Coach Faircloth leading the troops on a Friday night! Photo credit to Rhett Powell.
Coach Faircloth leading the troops on a Friday night! Photo credit to Rhett Powell.

The Vidalia community made sure Faircloth knew exactly what he meant to them. After 37 years on the job, the school renamed its home field Dee Faircloth Viking Stadium in a surprise ceremony that left the famously humble coach speechless. Vidalia Mayor Hyram Copeland declared October 7, 2005 Coach Dee Faircloth Day in the city. "I guess this is appropriate for a coach that's spent most of his life out on that field," Faircloth said that day. "It's something that will live with me until the day I die." It was, as those close to him noted, a Faircloth family tradition. The stadium in DeQuincy, Louisiana also bears his family name, honoring his father's legacy in the game.


In 2014, Faircloth was inducted into the Louisiana High School Coaches Hall of Fame. When he stood to accept the honor, his thoughts went straight to his players. "When I stood up there to get that award, every thought went back to my kids," he said. "It's not an individual award. It's a team award. It's got Vidalia Vikings right there on it."


His career was not without its trials. He stepped away in 2009 after a prostate cancer diagnosis. After reaching remission, he returned to the sideline, helping coach the defense before eventually taking back the head job. In his final two seasons, 2017 and 2018, he led Vidalia to a combined 18 wins and the quarterfinals of the state playoffs, the deepest run the Vikings had made since 2003. His last Ferriday game in 2017 stands as one of the great upsets in regional football history. Vidalia had been outscored by Ferriday by roughly 180 to 6 over the previous four meetings. Nobody gave the Vikings a chance. Faircloth's team led 20 to nothing at halftime and held on to win. "I told my kids it was David and Goliath," he said, "and we were the ones with the rocks."

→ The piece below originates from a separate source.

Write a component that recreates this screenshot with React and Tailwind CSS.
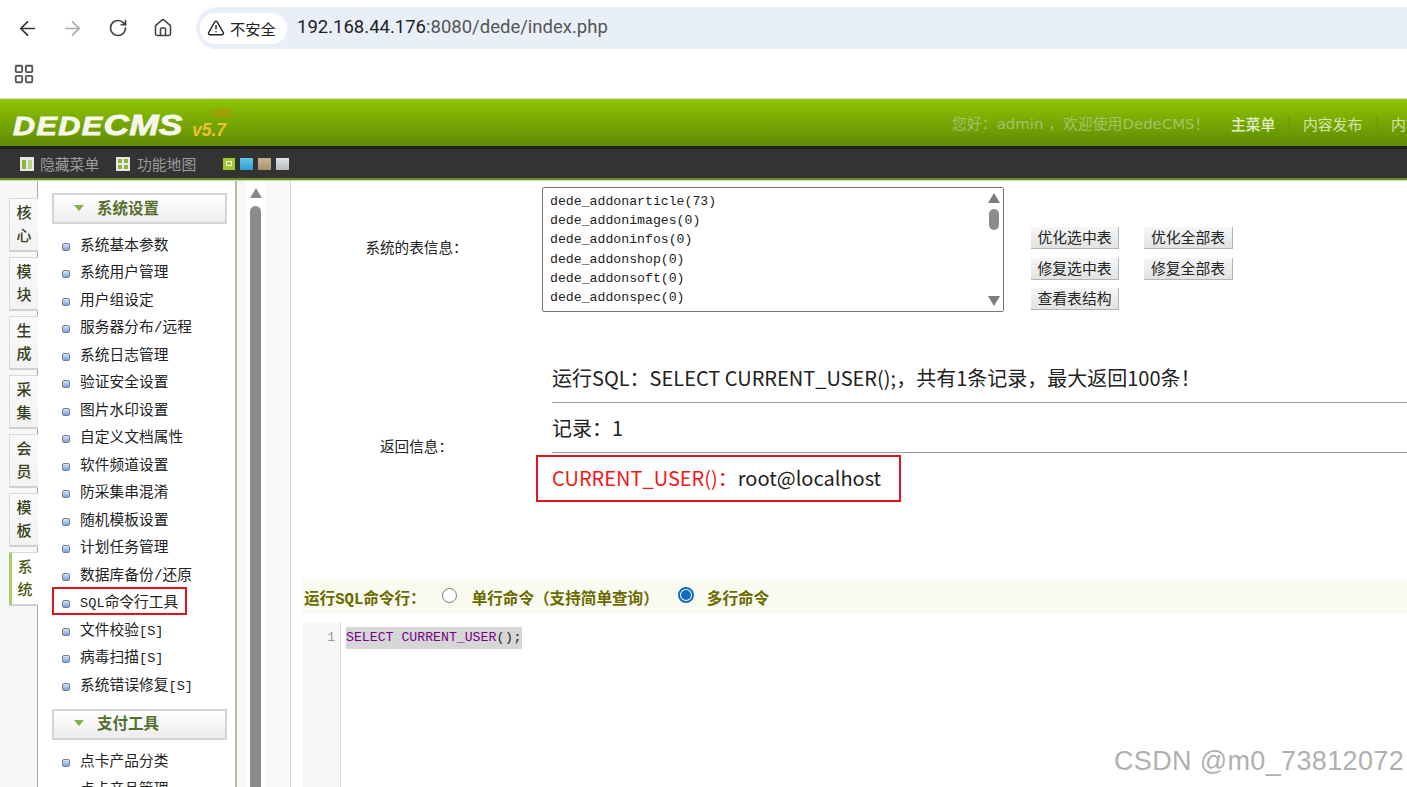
import React from "react";
import { ArrowLeft, ArrowRight, RotateCw, House, TriangleAlert, LayoutGrid } from "lucide-react";

const CJK = "font-['Noto_Sans_CJK_SC',sans-serif]";
const MONO = "font-['Liberation_Mono','Noto_Sans_CJK_SC',monospace]";

const tabs = ["核心", "模块", "生成", "采集", "会员", "模板", "系统"];
const items = ["系统基本参数", "系统用户管理", "用户组设定", "服务器分布/远程", "系统日志管理", "验证安全设置", "图片水印设置", "自定义文档属性", "软件频道设置", "防采集串混淆", "随机模板设置", "计划任务管理", "数据库备份/还原", "SQL命令行工具", "文件校验[S]", "病毒扫描[S]", "系统错误修复[S]"];
const tables = ["dede_addonarticle(73)", "dede_addonimages(0)", "dede_addoninfos(0)", "dede_addonshop(0)", "dede_addonsoft(0)", "dede_addonspec(0)", "dede_admin(1)"];

function Bullet() {
  return <span className="w-[8px] h-[8px] shrink-0 rounded-[2px] border border-[#75808e] bg-gradient-to-b from-[#d5e3f8] to-[#7aa3e4] mt-[2px]" />;
}

function MenuItem({ label, boxed }) {
  const parts = label.split(/([A-Z\[\]]+)/).filter(Boolean);
  return (
    <div className={`relative flex items-center h-[27.5px] pl-[10px] gap-[10px] text-[14.7px] text-[#222] ${MONO}`}>
      <Bullet />
      <span className="tracking-[0.05px]">
        {parts.map((p, i) => /[A-Z\[\]]/.test(p) ? <span key={i} className="text-[13.6px]">{p}</span> : <span key={i}>{p}</span>)}
      </span>
      {boxed && <span className="absolute left-0 top-[-3px] w-[135px] h-[28px] border-2 border-[#e3141d]" />}
    </div>
  );
}

function MenuHead({ label }) {
  return (
    <div className={`flex items-center h-[31px] pb-[2px] border-2 border-[#d4d4d4] bg-gradient-to-b from-white to-[#ececec] pl-[20px] gap-[13px] text-[15.5px] font-bold text-[#54702c] ${CJK}`}>
      <svg width="10" height="6" viewBox="0 0 10 6"><path d="M0 0h10L5 6z" fill="#7fb04a" /></svg>
      <span>{label}</span>
    </div>
  );
}

function Btn({ children }) {
  return (
    <span className={`inline-flex items-center justify-center w-full h-[22px] bg-gradient-to-b from-[#f6f6f6] to-[#e2e2e2] border-r border-b border-[#b5b5b5] text-[14.8px] text-[#222] ${CJK}`}>
      {children}
    </span>
  );
}

export default function App() {
  return (
    <div className={`relative w-[1407px] h-[787px] overflow-hidden bg-white ${CJK}`}>
      {/* browser toolbar */}
      <div className="h-[56px] flex items-start pt-[7px] text-[#444]">
        <div className="w-[196px] h-[42px] flex items-center pl-[16px]">
          <ArrowLeft size={23} strokeWidth={1.8} className="text-[#333]" />
          <ArrowRight size={23} strokeWidth={1.8} className="text-[#aaa] ml-[22px]" />
          <RotateCw size={20} strokeWidth={2} className="text-[#444] ml-[24px]" />
          <House size={20} strokeWidth={1.9} className="text-[#444] ml-[25px]" />
        </div>
        <div className="flex-1 h-[42px] rounded-l-[21px] bg-[#e9eff9] flex items-center pl-[4px]">
          <div className="w-[87px] h-[31px] rounded-full bg-white flex items-center pl-[7px] gap-[5px]">
            <TriangleAlert size={18} strokeWidth={2} className="text-[#222]" />
            <span className="text-[15.3px] text-[#222]">不安全</span>
          </div>
          <span className="ml-[10px] text-[18.5px] font-['Roboto',sans-serif] text-[#1f1f1f]">
            192.168.44.176<span className="text-[#555]">:8080/dede/index.php</span>
          </span>
        </div>
      </div>
      {/* bookmarks */}
      <div className="h-[43px] flex items-center pl-[13px] pb-[6px] border-b border-[#e3e3e3]">
        <LayoutGrid size={22} strokeWidth={2} className="text-[#555]" />
      </div>
      {/* green header */}
      <div className="h-[47px] flex items-center justify-between bg-gradient-to-b from-[#8fc500] to-[#5f8b06]">
        <div className="relative w-[240px] h-full">
          <span className="absolute left-[13px] top-[11px] text-[25px] leading-[30px] font-['Liberation_Sans',sans-serif] font-bold italic text-[#f4f7ea] tracking-[1.2px] scale-x-[1.22] origin-left [-webkit-text-stroke:0.9px_#f4f7ea] whitespace-nowrap">
            DEDE<span className="text-[29px] tracking-[0px]">CMS</span>
          </span>
          <span className="absolute left-[192px] top-[21px] text-[17.5px] leading-[20px] font-['Liberation_Sans',sans-serif] font-bold italic text-[#ecc22d]">v5.7</span>
          <span className="absolute left-[212px] top-[9px] text-[10px] leading-[11px] font-['Liberation_Sans',sans-serif] text-[#d9761a]">SP2</span>
        </div>
        <div className="flex items-center h-full pt-[3px] text-[15px] whitespace-nowrap w-[455px] shrink-0 overflow-hidden">
          <span className="text-[#a3c46b] font-['DejaVu_Sans','Noto_Sans_CJK_SC',sans-serif] text-[14.9px] w-[279px] shrink-0 whitespace-nowrap overflow-hidden">您好：admin ，欢迎使用DedeCMS！</span>
          <span className="text-[#e3efc4] font-medium w-[58px] shrink-0 text-[14.8px]">主菜单</span>
          <span className="w-px h-[18px] bg-[#6a9414] mr-[13px] shrink-0" />
          <span className="text-[#d6e6ab] w-[74px] shrink-0 text-[14.8px]">内容发布</span>
          <span className="w-px h-[18px] bg-[#6a9414] mr-[13px] shrink-0" />
          <span className="text-[#d6e6ab] text-[14.8px]">内容维护</span>
        </div>
      </div>
      {/* dark bar */}
      <div className="h-[34px] flex items-center pl-[20px] bg-[#333] border-t-[3px] border-t-[#232323] border-b-2 border-b-[#6e8a2a] text-[14.8px] text-[#9c9c9c]">
        <svg width="14" height="14" viewBox="0 0 14 14" className="mr-[6px]"><rect width="14" height="14" fill="#e8e8e8" /><rect x="2" y="3" width="4" height="9" fill="#8ab83a" /><rect x="8" y="3" width="4" height="9" fill="#b9d47e" /></svg>
        <span className="w-[60px] whitespace-nowrap pt-[2px]">隐藏菜单</span>
        <svg width="14" height="14" viewBox="0 0 14 14" className="ml-[16px] mr-[7px]"><rect width="14" height="14" fill="#e8e8e8" /><path d="M2 2h4v4H2zM8 2h4v4H8zM2 8h4v4H2zM8 8h4v4H8z" fill="#8ab83a" /></svg>
        <span className="w-[60px] whitespace-nowrap pt-[2px]">功能地图</span>
        <span className="ml-[26px] w-[12px] h-[12px] bg-[#9ccb2a] flex items-center justify-center"><span className="w-[6px] h-[5px] border border-white" /></span>
        <span className="ml-[5px] w-[13px] h-[12px] bg-gradient-to-b from-[#62c4ea] to-[#2c9ed2]" />
        <span className="ml-[5px] w-[13px] h-[12px] bg-gradient-to-b from-[#c9b48d] to-[#a89268]" />
        <span className="ml-[5px] w-[13px] h-[12px] bg-gradient-to-b from-[#e2e4e6] to-[#b7bcc1]" />
      </div>
      <div className="h-px bg-[#c9d9a8]" />
      {/* body */}
      <div className="flex h-[606px]">
        {/* tabs */}
        <div className="w-[38px] shrink-0 bg-[#f7f7f7] border-r border-[#a9ad93] pl-[9px] pt-[17px] flex flex-col gap-[5px]">
          {tabs.map((t, i) => (
            <div key={t} className={`w-[29px] h-[54px] pb-[3px] flex flex-col items-center justify-center leading-[23px] text-[15px] ${i === 6 ? "border-l-[3px] border-l-[#a8cf62] bg-white text-[#4d5a12] font-medium" : "border-l border-l-[#dcdcdc] bg-gradient-to-b from-[#fafafa] to-[#f2f2f2] text-[#33401a] font-medium"} border-t border-t-[#d9d9d9] border-b-2 border-b-[#d0d0d0]`}>
              <span>{t[0]}</span>
              <span>{t[1]}</span>
            </div>
          ))}
        </div>
        {/* menu */}
        <div className="w-[199px] shrink-0 border-r-2 border-[#b7baa3] pl-[14px] pr-[8px] pt-[12px]">
          <MenuHead label="系统设置" />
          <div className="mt-[8px]">
            {items.map((it) => <MenuItem key={it} label={it} boxed={it.startsWith("SQL")} />)}
          </div>
          <div className="mt-[9px]"><MenuHead label="支付工具" /></div>
          <div className="mt-[9px]">
            <MenuItem label="点卡产品分类" />
            <MenuItem label="点卡产品管理" />
          </div>
        </div>
        {/* outer scrollbar */}
        <div className="w-[54px] shrink-0 flex bg-[#f8f8f8] border-r border-[#d8d8d8]">
          <div className="ml-[9px] w-[19px] bg-white flex flex-col items-center pt-[7px] gap-[8px]">
            <svg width="12" height="10" viewBox="0 0 12 10" className="shrink-0"><path d="M6 0l6 10H0z" fill="#8c8c8c" /></svg>
            <div className="w-[11px] flex-1 rounded-t-[6px] bg-[#8c8c8c]" />
          </div>
        </div>
        {/* main */}
        <div className="flex-1 min-w-0 relative pt-[6px]">
          <div className="flex h-[129px]">
            <div className={`w-[251px] shrink-0 text-center pt-[49px] text-[14.6px] text-[#222] ${CJK}`}>系统的表信息：</div>
            <div className={`w-[462px] h-[125px] shrink-0 relative overflow-hidden border border-[#767676] rounded-[2px] pl-[7px] pt-[4px] text-[13.2px] leading-[19.2px] text-[#222] ${MONO}`}>
              {tables.map((t) => <div key={t}>{t}</div>)}
              <div className="absolute right-0 top-0 bottom-0 w-[18px] bg-white flex flex-col items-center pt-[5px] pb-[5px]">
                <svg width="12" height="10" viewBox="0 0 12 10" className="shrink-0"><path d="M6 0l6 10H0z" fill="#7d7d7d" /></svg>
                <div className="mt-[6px] w-[10px] h-[21px] rounded-[5px] bg-[#8c8c8c]" />
                <svg width="12" height="10" viewBox="0 0 12 10" className="shrink-0 mt-auto"><path d="M0 0h12L6 10z" fill="#7d7d7d" /></svg>
              </div>
            </div>
            <div className="ml-[27px] pt-[40px] grid grid-cols-[88px_89px] gap-x-[25px] gap-y-[8.5px] content-start">
              <Btn>优化选中表</Btn><Btn>优化全部表</Btn>
              <Btn>修复选中表</Btn><Btn>修复全部表</Btn>
              <Btn>查看表结构</Btn>
            </div>
          </div>
          <div className="flex h-[263px]">
            <div className={`w-[245px] shrink-0 pl-[6px] text-center pt-[119px] text-[14.6px] text-[#222] ${CJK}`}>返回信息：</div>
            <div className="flex-1 min-w-0 text-[20px] text-[#222] whitespace-nowrap">
              <div className="ml-[16px] mt-[37px] h-[50px] border-b border-[#9a9a9a] pt-[10px] leading-[30px]">运行SQL：SELECT CURRENT_USER();，共有1条记录，最大返回100条！</div>
              <div className="ml-[16px] h-[50px] border-b border-[#9a9a9a] pt-[10px] leading-[30px]">记录：1</div>
              <div className="relative mt-[2px] w-[365px] h-[47px] border-2 border-[#e3141d] pl-[14px] pt-[6px] leading-[30px]">
                <span className="text-[#f01919]">CURRENT_USER()：</span>root@localhost
              </div>
            </div>
          </div>
          <div className={`ml-[11px] h-[35px] pt-[9px] bg-[#f9fbf0] flex items-center text-[15.6px] font-bold text-[#6b6a00] whitespace-nowrap ${MONO}`}>
            <span className="ml-[2px]">运行SQL命令行：</span>
            <span className="ml-[16px] w-[15px] h-[15px] rounded-full border border-[#767676] bg-white mb-[12px]" />
            <span className="ml-[15px]">单行命令（支持简单查询）</span>
            <span className="ml-[19px] w-[16px] h-[16px] rounded-full border-2 border-[#0f6cbd] bg-white flex items-center justify-center mb-[12px]"><span className="w-[10px] h-[10px] rounded-full bg-[#0f6cbd]" /></span>
            <span className="ml-[13px]">多行命令</span>
          </div>
          <div className="ml-[12px] mt-[8px] flex h-[200px]">
            <div className={`w-[38px] bg-[#f7f7f7] border-r border-[#ddd] text-right pr-[5px] pt-[6px] text-[13px] leading-[19px] text-[#999] ${MONO}`}>1</div>
            <div className={`ml-[5px] mt-[5px] h-[22px] px-0 bg-[#d6d6d6] text-[13.2px] leading-[22px] whitespace-pre ${MONO}`}>
              <span className="text-[#770088]">SELECT CURRENT_USER</span><span className="text-[#222] tracking-[0.7px]">();</span>
            </div>
          </div>
        </div>
      </div>
      <span className="absolute left-[1114px] top-[742px] text-[27px] leading-[38px] tracking-[0.35px] text-[#9a9a9a]/80 font-['Liberation_Sans',sans-serif] whitespace-nowrap">CSDN @m0_73812072</span>
    </div>
  );
}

He never got to finish that final chapter of coaching on his own terms. A Louisiana High School Athletic Association bylaw prohibited coaches who had previously retired from returning as head coaches in football and basketball. It was a statewide rule, not anything Faircloth had done, and it forced him to step down after the 2018 season. The rule was later rescinded, but by then his nephew Rob had taken over as head coach, and Faircloth chose not to disrupt what Rob was building. In a 2022 interview with Miss-Lou Champions Spotlight, he made clear how he felt about it. "I'd probably still be there today," he said.


Check out our full-length remastered video with Coach Faircloth. One of our favorite interviews ever. A lot of laughs. This was originally filmed in 2022.

What set Faircloth apart was not just strategy or film study. It was a philosophy baked into everything he did. He moved practices to the evening to protect his players from the Louisiana heat. He made sure every kid had clean, dry gear for game week. He covered equipment costs so families never had to pay out of pocket. He held on to the same coaching staff for 25 years and built a self-sustained program on toughness, trust, and accountability. He always said that when coaches disappear, tumbleweed will roll down Main Street.


Coach Faircloth and Coach Johnny Lee Hoffpauir in 1982. Photo credit to Rhett Powell.
Coach Faircloth and Coach Johnny Lee Hoffpauir in 1982. Photo credit to Rhett Powell.

Dee Faircloth spent five decades investing in the young men of Vidalia and Concordia Parish. He gave them more than football. He gave them discipline, identity, and a standard to live up to. The field still bears his name. The trophy still says Vidalia Vikings. And the lessons he taught are still showing up in the lives of the men he coached.


For his 50 years of coaching, his unwavering commitment to the young people of Concordia Parish, and the legacy he built one Friday night at a time, it is our honor to name Coach Dee Faircloth our Champion of the Month for June 2026.